Given the way the HEAT’s summer has gone thus far, they might have to rely on the trio of Winslow, Richardson and Weber a lot more next season. The HEAT have just five players guaranteed on the roster for next season as of right now. They lost veterans Luol Deng and Joe Johnson to free agency so far, and may lose Tyler Johnson if they opt not to match his large offer sheet from the Nets.
As things stand currently, the HEAT have just Bosh, Whiteside, Dragic, Josh McRoberts and Winslow on guaranteed deals for next season. It’s unclear at this time when (or if) Bosh can resume basketball activities due to his blood clotting issues. Meanwhile, Richardson and Weber are both on non-guaranteed deals for next season.
Right now, all eyes are on Wade to see if he’ll continue his career in Miami. There is some uncertainty at the moment regarding his future, as he was reportedly upset with the team’s initial one-year, $10 million offer and will meet with other teams beginning today. The Denver Nuggets, for example, will meet with Wade on Wednesday and are reportedly offering a two-year, $52 million deal.
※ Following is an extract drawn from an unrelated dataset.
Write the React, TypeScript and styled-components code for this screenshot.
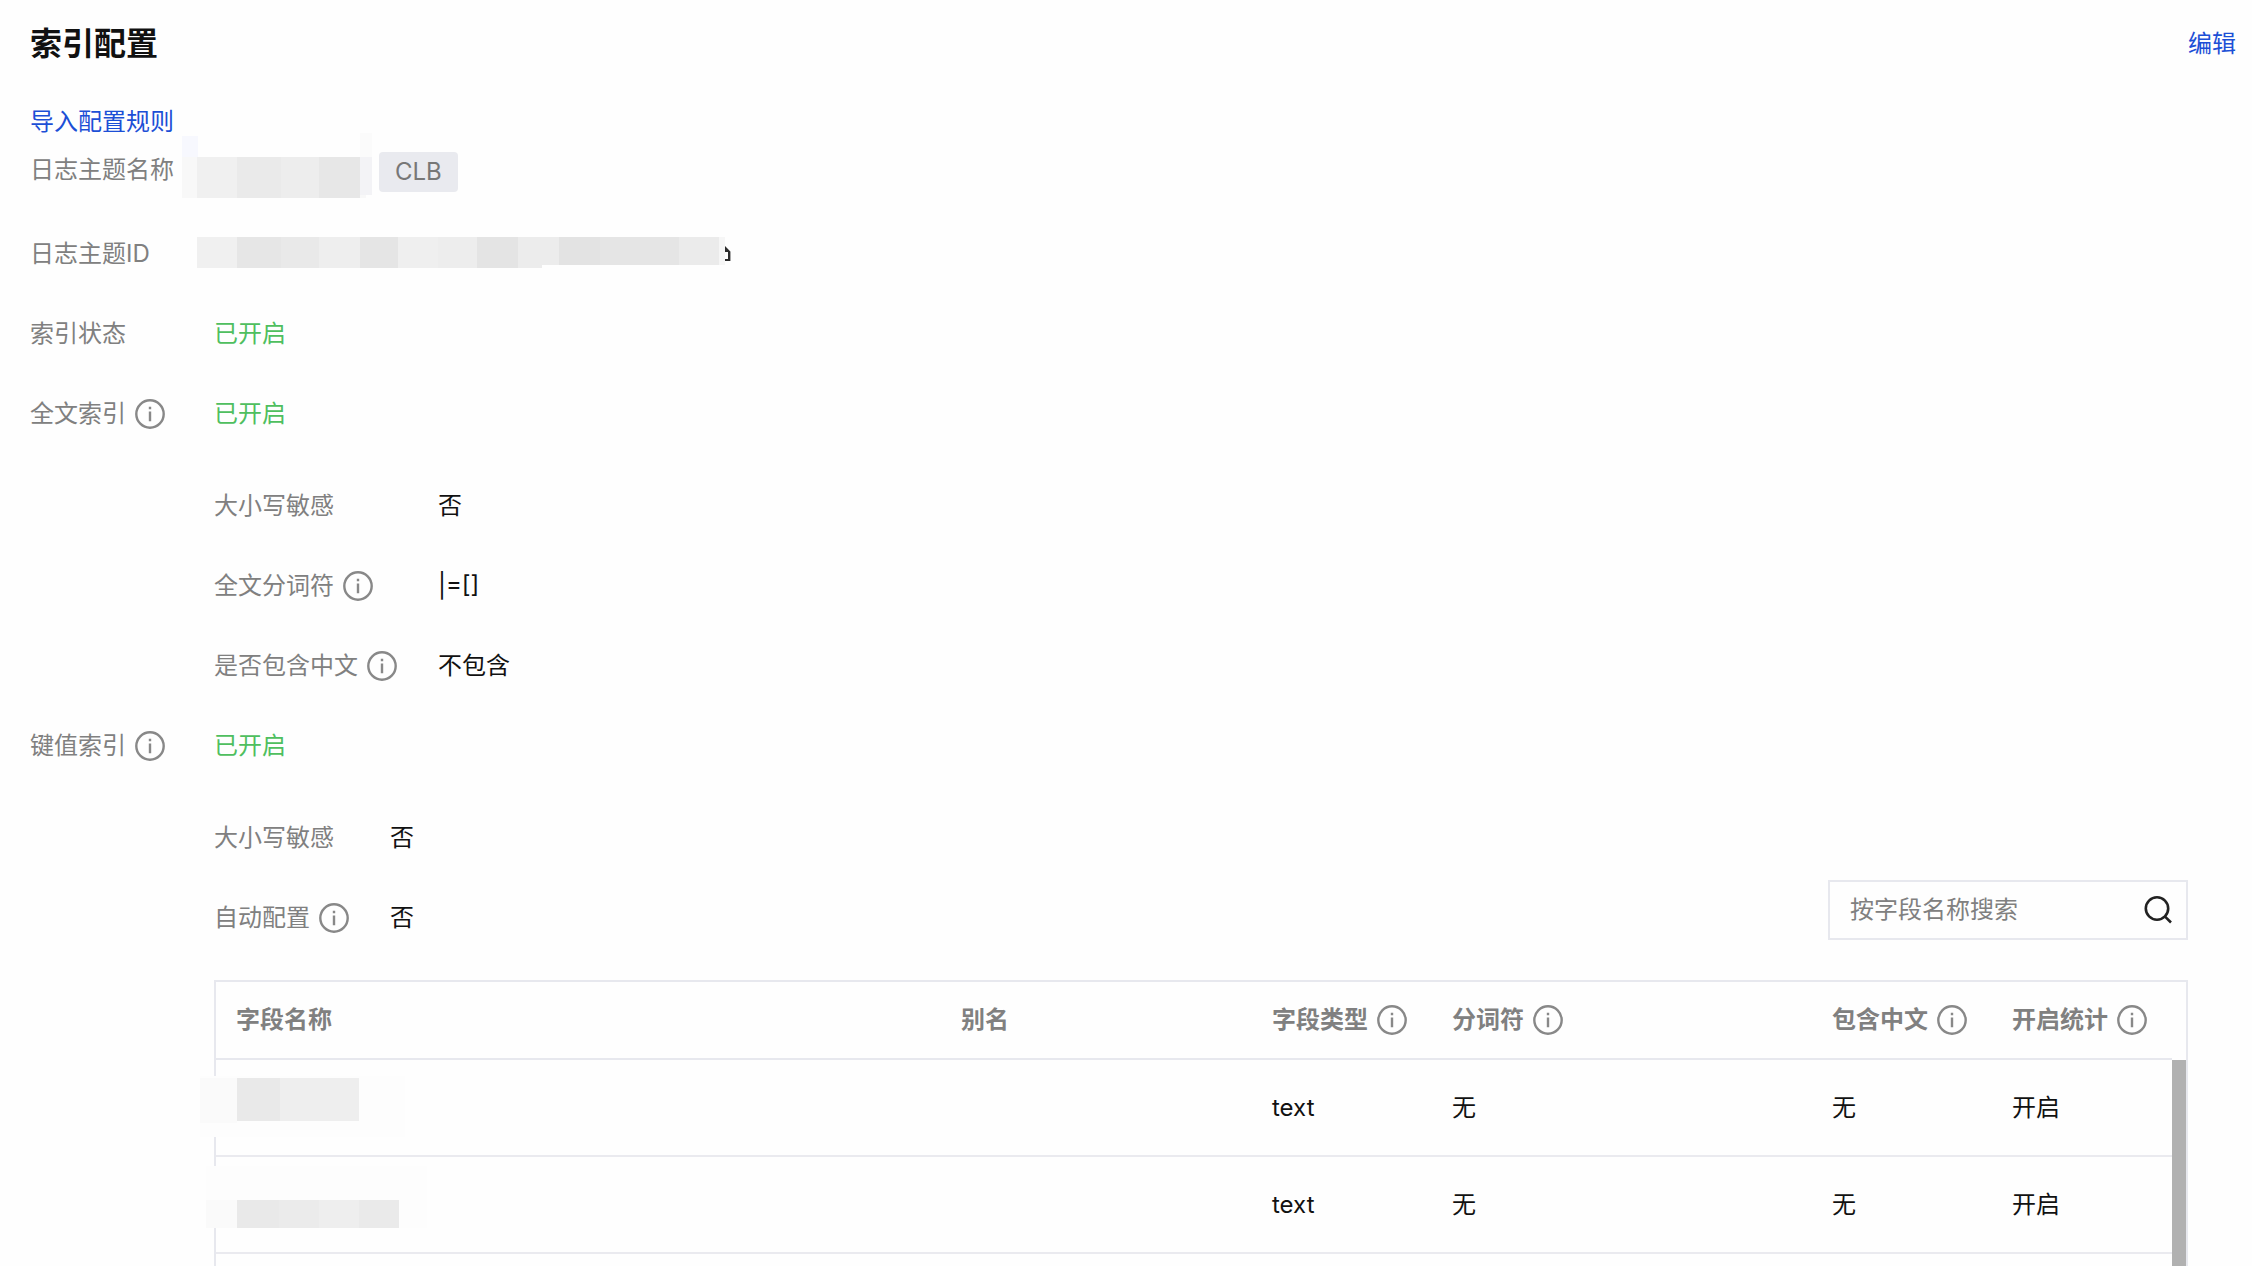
import React from "react";
import styled, { createGlobalStyle } from "styled-components";

const Global = createGlobalStyle`
  * { box-sizing: border-box; }
  body {
    margin: 0;
    background: #fefefe;
    color: #111;
    font: 24px/40px Inter, "Noto Sans CJK SC", sans-serif;
  }
`;

const Page = styled.main`
  height: 100vh;
  overflow: hidden;
  padding: 24px 16px 0 30px;
`;

const Header = styled.header`
  display: flex;
  align-items: center;
  justify-content: space-between;
`;

const Title = styled.h1`
  margin: 0;
  font-size: 32px;
  line-height: 40px;
  font-weight: 700;
`;

const Link = styled.a`
  color: #1c4fd6;
  text-decoration: none;
`;

const ImportLine = styled.div`
  margin-top: 38px;
`;

const Fields = styled.dl`
  display: grid;
  grid-template-columns: 184px minmax(0, 1fr);
  row-gap: 40px;
  margin: 8px 0 0;
`;

const Label = styled.dt`
  display: flex;
  align-items: center;
  gap: 8px;
  height: 40px;
  color: #808080;
  white-space: nowrap;
`;

const Value = styled.dd<{ $on?: boolean; $tall?: boolean }>`
  display: flex;
  align-items: center;
  position: relative;
  height: ${(p) => (p.$tall ? 44 : 40)}px;
  margin: 0;
  color: ${(p) => (p.$on ? "#4fbf5f" : "#111")};
`;

const Nested = styled.div`
  grid-column: 2;
  padding-top: 12px;
`;

const SubFields = styled.dl<{ $label: number }>`
  display: grid;
  grid-template-columns: ${(p) => p.$label}px minmax(0, 1fr);
  row-gap: 40px;
  margin: 0;
`;

const Badge = styled.span`
  margin-left: 165px;
  padding: 0 16px;
  border-radius: 4px;
  background: #e9eaef;
  color: #777;
`;

const Toolbar = styled.div`
  display: flex;
  align-items: flex-start;
  padding-right: 48px;
`;

const ToolbarFields = styled.div`
  flex: 1;
  padding-bottom: 2px;
`;

const Search = styled.label`
  display: flex;
  align-items: center;
  align-self: flex-end;
  width: 360px;
  height: 60px;
  padding: 0 12px 0 20px;
  border: 2px solid #e7e8ee;
`;

const SearchInput = styled.input`
  flex: 1;
  min-width: 0;
  padding: 0;
  border: 0;
  outline: 0;
  background: transparent;
  color: #111;
  font: inherit;
  &::placeholder { color: #808080; opacity: 1; }
`;

const TableFrame = styled.div`
  display: flex;
  height: 560px;
  margin: 40px 48px 0 0;
  border: 2px solid #e7e8ee;
`;

const Table = styled.table`
  flex: 1;
  align-self: flex-start;
  min-width: 0;
  table-layout: fixed;
  border-collapse: separate;
  border-spacing: 0;
  text-align: left;
`;

const Th = styled.th`
  height: 78px;
  padding: 0 0 0 20px;
  border-bottom: 2px solid #e7e8ee;
  color: #808080;
  font-weight: 700;
`;

const Td = styled.td`
  position: relative;
  height: 97px;
  padding: 0 0 0 20px;
  border-bottom: 2px solid #eaeaef;
`;

const HeadCell = styled.span`
  display: flex;
  align-items: center;
  gap: 8px;
  white-space: nowrap;
`;

const ScrollThumb = styled.div`
  width: 14px;
  margin-top: 78px;
  background: #b1b1b1;
`;

const Mask = styled.svg<{ $left: number; $top: number }>`
  position: absolute;
  left: ${(p) => p.$left}px;
  top: ${(p) => p.$top}px;
`;

const CopyButton = styled.button`
  display: flex;
  margin-left: 511px;
  padding: 0;
  border: 0;
  background: none;
  cursor: pointer;
`;

type Block = [x: number, y: number, w: number, h: number, fill: string];

function Mosaic({ left, top, width, height, blocks }: {
  left: number; top: number; width: number; height: number; blocks: Block[];
}) {
  return (
    <Mask $left={left} $top={top} width={width} height={height} aria-hidden="true">
      {blocks.map(([x, y, w, h, fill], i) => (
        <rect key={i} x={x} y={y} width={w} height={h} fill={fill} />
      ))}
    </Mask>
  );
}

const InfoIcon = () => (
  <svg width="32" height="32" viewBox="0 0 32 32" fill="none" aria-hidden="true">
    <circle cx="16" cy="16" r="13.7" stroke="#888" strokeWidth="2.4" />
    <path d="M16 13.4v9.8M16 8.8v2.4" stroke="#888" strokeWidth="2.4" />
  </svg>
);

const SearchIcon = () => (
  <svg width="32" height="32" viewBox="0 0 32 32" fill="none" aria-hidden="true">
    <circle cx="15" cy="14.5" r="11.2" stroke="#222" strokeWidth="2.6" />
    <path d="M22.8 22.3l6.2 6.2" stroke="#222" strokeWidth="2.6" />
  </svg>
);

const CopyIcon = () => (
  <svg width="6" height="18" viewBox="0 0 6 18" fill="none" aria-hidden="true">
    <path d="M0 1v6h3v7H0v2h5.4V6.4z" fill="#2b2b2b" />
  </svg>
);

const nameBlocks: Block[] = [
  [0, 3, 16, 21, "#f7f8fe"], [178, 0, 12, 24, "#fbfbfb"],
  [0, 24, 16, 41, "#f8f8f8"], [15, 24, 40, 41, "#f0f0f0"], [55, 24, 44, 41, "#eaeaea"],
  [99, 24, 38, 41, "#ededed"], [137, 24, 41, 41, "#e7e7e7"], [178, 24, 12, 38, "#f3f3f6"],
  [178, 62, 6, 3, "#f8f8f8"],
];

const idBlocks: Block[] = [
  [0, 0, 40, 31, "#f0f0f0"], [40, 0, 44, 31, "#e6e6e6"], [84, 0, 38, 31, "#e9e9e9"],
  [122, 0, 41, 31, "#eeeeee"], [163, 0, 38, 31, "#e5e5e5"], [201, 0, 40, 31, "#efefef"],
  [241, 0, 39, 31, "#ededed"], [280, 0, 41, 31, "#e4e4e4"], [321, 0, 24, 31, "#ececec"],
  [345, 0, 17, 28, "#ececec"], [362, 0, 41, 28, "#e3e3e3"], [403, 0, 79, 28, "#e5e5e5"],
  [482, 0, 40, 28, "#ebebeb"], [522, 0, 6, 28, "#f6f6f6"],
];

const rows = [
  {
    top: 16, left: -16, width: 205, height: 61,
    blocks: [
      [0, 0, 205, 61, "#fdfdfd"], [0, 2, 37, 45, "#fafafa"], [37, 2, 43, 43, "#e9e9e9"],
      [80, 2, 79, 43, "#eeeeee"],
    ] as Block[],
  },
  {
    top: 9, left: -10, width: 221, height: 62,
    blocks: [
      [0, 0, 221, 62, "#fdfdfd"], [0, 34, 31, 28, "#fafafa"], [31, 34, 42, 28, "#e9e9e9"],
      [73, 34, 40, 28, "#ebebeb"], [113, 34, 40, 28, "#eeeeee"], [153, 34, 40, 28, "#eaeaea"],
    ] as Block[],
  },
];

export default function App() {
  return (
    <>
      <Global />
      <Page>
        <Header>
          <Title>索引配置</Title>
          <Link href="#edit">编辑</Link>
        </Header>
        <ImportLine><Link href="#import">导入配置规则</Link></ImportLine>
        <Fields>
          <Label>日志主题名称</Label>
          <Value $tall>
            <Mosaic left={-32} top={-17} width={190} height={65} blocks={nameBlocks} />
            <Badge>CLB</Badge>
          </Value>
          <Label>日志主题ID</Label>
          <Value>
            <Mosaic left={-17} top={3} width={528} height={31} blocks={idBlocks} />
            <CopyButton type="button" aria-label="复制"><CopyIcon /></CopyButton>
          </Value>
          <Label>索引状态</Label>
          <Value $on>已开启</Value>
          <Label>全文索引 <InfoIcon /></Label>
          <Value $on>已开启</Value>
          <Nested>
            <SubFields $label={224}>
              <Label>大小写敏感</Label>
              <Value>否</Value>
              <Label>全文分词符 <InfoIcon /></Label>
              <Value>|=[]</Value>
              <Label>是否包含中文 <InfoIcon /></Label>
              <Value>不包含</Value>
            </SubFields>
          </Nested>
          <Label>键值索引 <InfoIcon /></Label>
          <Value $on>已开启</Value>
          <Nested>
            <Toolbar>
              <ToolbarFields>
                <SubFields $label={176}>
                  <Label>大小写敏感</Label>
                  <Value>否</Value>
                  <Label>自动配置 <InfoIcon /></Label>
                  <Value>否</Value>
                </SubFields>
              </ToolbarFields>
              <Search>
                <SearchInput type="text" placeholder="按字段名称搜索" aria-label="按字段名称搜索" />
                <SearchIcon />
              </Search>
            </Toolbar>
            <TableFrame>
              <Table>
                <colgroup>
                  <col />
                  <col style={{ width: 311 }} />
                  <col style={{ width: 180 }} />
                  <col style={{ width: 380 }} />
                  <col style={{ width: 180 }} />
                  <col style={{ width: 180 }} />
                </colgroup>
                <thead>
                  <tr>
                    <Th scope="col">字段名称</Th>
                    <Th scope="col">别名</Th>
                    <Th scope="col"><HeadCell>字段类型 <InfoIcon /></HeadCell></Th>
                    <Th scope="col"><HeadCell>分词符 <InfoIcon /></HeadCell></Th>
                    <Th scope="col"><HeadCell>包含中文 <InfoIcon /></HeadCell></Th>
                    <Th scope="col"><HeadCell>开启统计 <InfoIcon /></HeadCell></Th>
                  </tr>
                </thead>
                <tbody>
                  {rows.map((row, i) => (
                    <tr key={i}>
                      <Td><Mosaic {...row} /></Td>
                      <Td />
                      <Td>text</Td>
                      <Td>无</Td>
                      <Td>无</Td>
                      <Td>开启</Td>
                    </tr>
                  ))}
                </tbody>
              </Table>
              <ScrollThumb />
            </TableFrame>
          </Nested>
        </Fields>
      </Page>
    </>
  );
}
Miami increased their offer to a two-year, $40 million contract but it may be too little, too late. It remains to be seen if Wade will leave for more money (or if he’s just using other teams for negotiating purposes), but it should be a bit concerning for HEAT fans that Wade is no longer just flirting with other teams but actually meeting face to face with them.
It seems reasonable to assume that the HEAT will guarantee Richardson and Weber next season given their bargain contracts ($874,636 each), especially now that the team may have to allocate more money than they initially expected to retain Wade. It’s very possible that this HEAT team looks completely different next season, but it’s still very early in the offseason so it’s not time to hit the panic button just yet.
Regardless of which players return on the roster next season, it seems likely given Miami’s track record that they’ll be able to find more under-the-radar talent in the D-League and elsewhere.